The Leipzig Convent (also called the Notre Dame Convent and Boarding School or Notre Dame Convent) is a provincially designated historic building located in the former village of Leipzig now part of the Rural Municipality of Reford No. 379, Saskatchewan, Canada. The property contains a four-story building in a Collegiate Gothic style, made of red brick. The school convent is near the Leipzig Church that was built in 1915.

==History==
Four religious sisters from the School Sisters of Notre Dame arrived in Leipzig in Aug. 26, 1926 from Canadian Motherhouse in Hamilton, Ontario and began their work using a small home that would serve as temporary quarters until a larger convent school building could be built the following year.

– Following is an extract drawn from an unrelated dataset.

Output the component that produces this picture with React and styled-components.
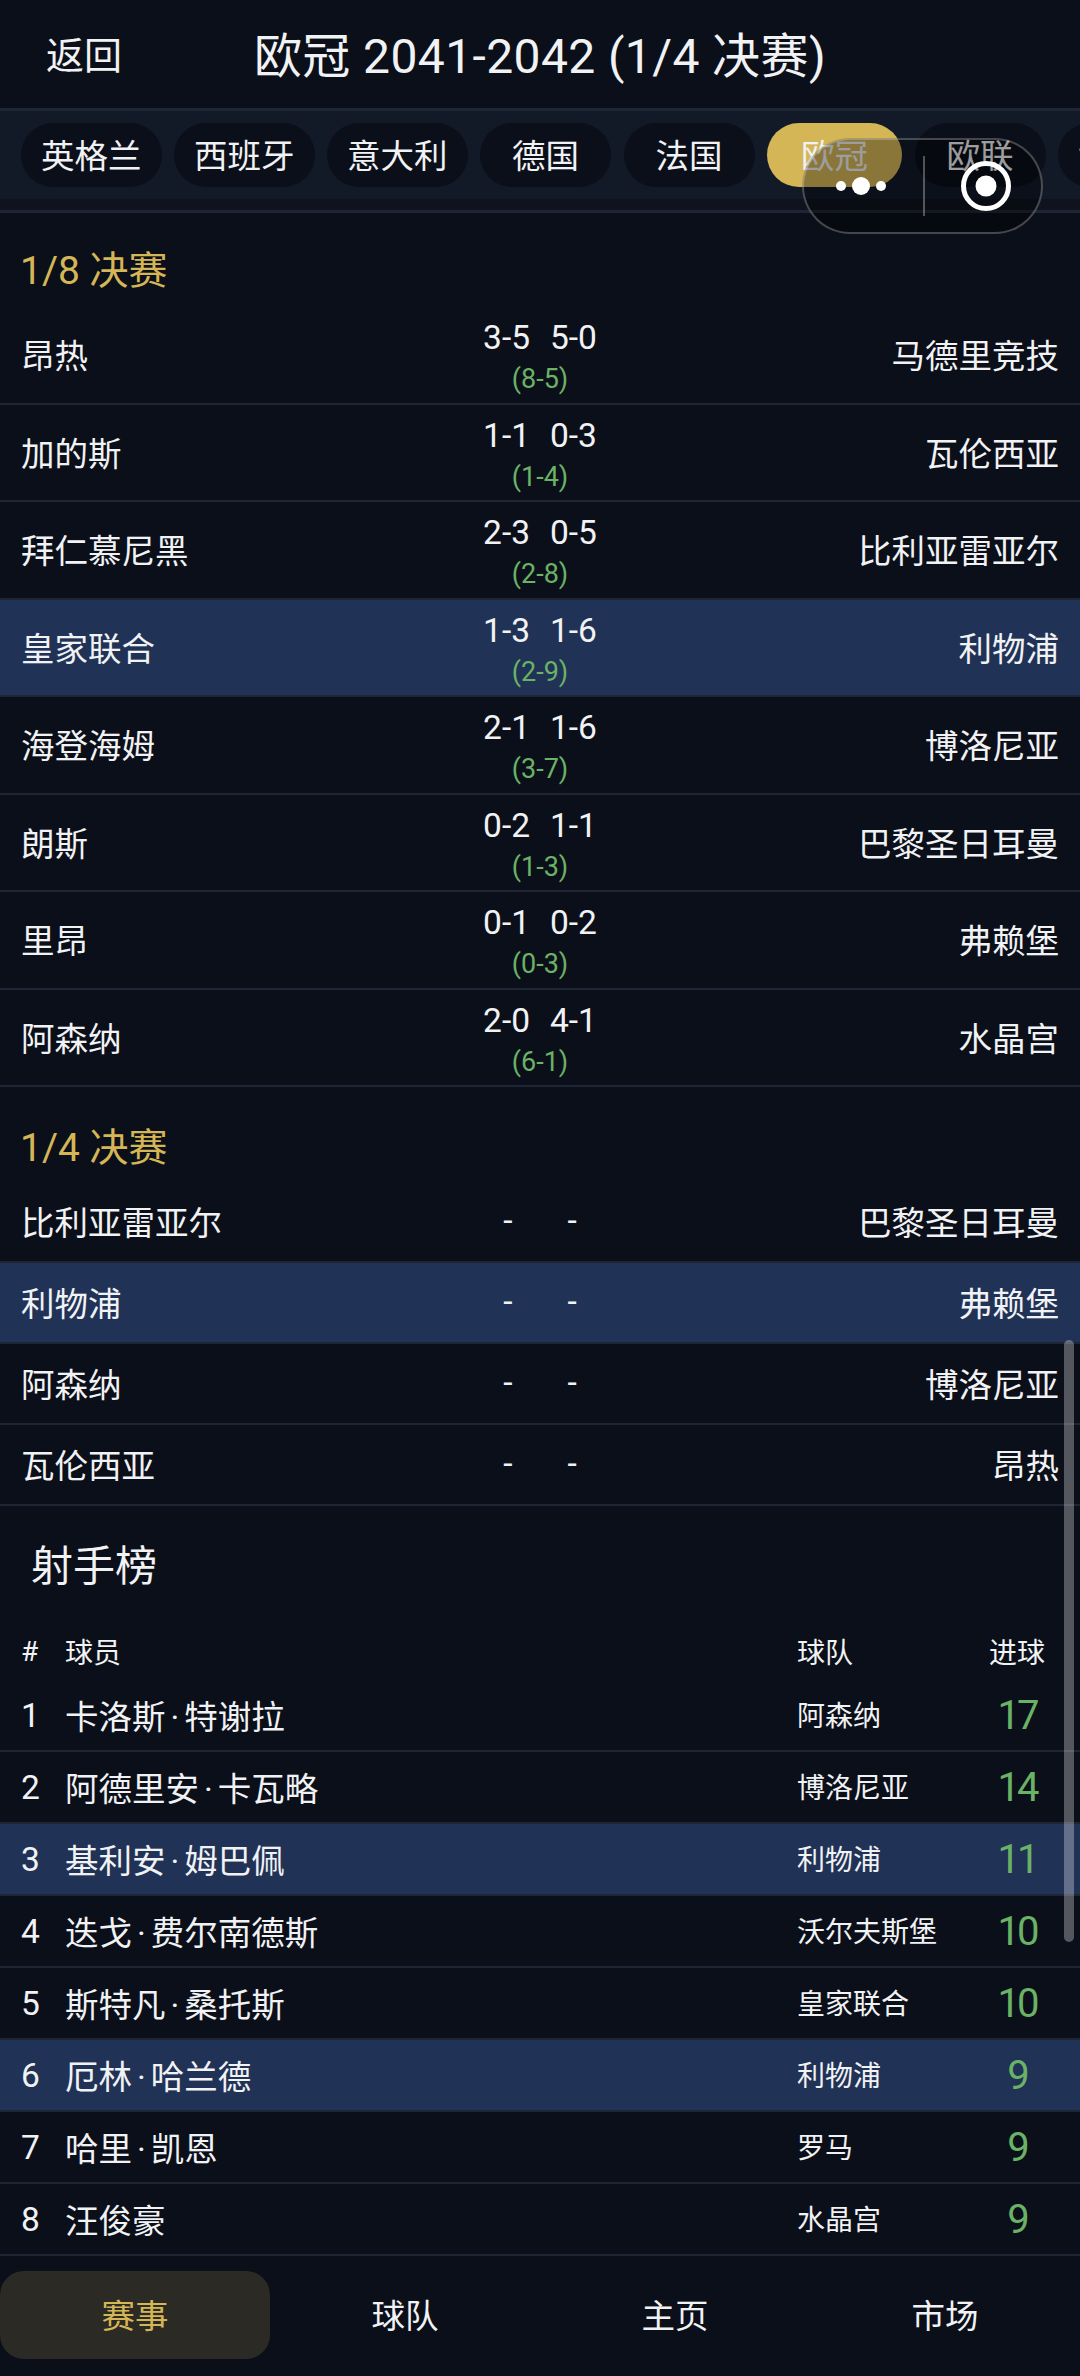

The building was constructed as a convent and school for 20 girls and boys from the Leipzig area, eventually becoming a residence only for high-school girls and a day elementary school for local boys and girls. Over its 42-years of operation the facility functioned predominantly as a high school, formally recognized by the Department of Education through which the teachers were inspected and salaried, and the students were issued Departmental exams. With school district amalgamations, the school closed in 1969. The building was subsequently auctioned off and over the next four years, for a time, served as a dentist office, bakery, and was even purchased by an American group intending to turn it into a hunting lodge.

==Sale==
After being a family residence and bed and breakfast, in 2004 the property was placed on the market for $100,000 and included such features as a stone grotto, bakery, tree-lined carriage path, surrounded by spruce, maple and elm trees.

In 2008, the 40-room building was purchased by Gary Corkum, Dan and Ardyth Clark, who over the next two years converted into the Leipzig Serenity Retreat for people recovering from addictions.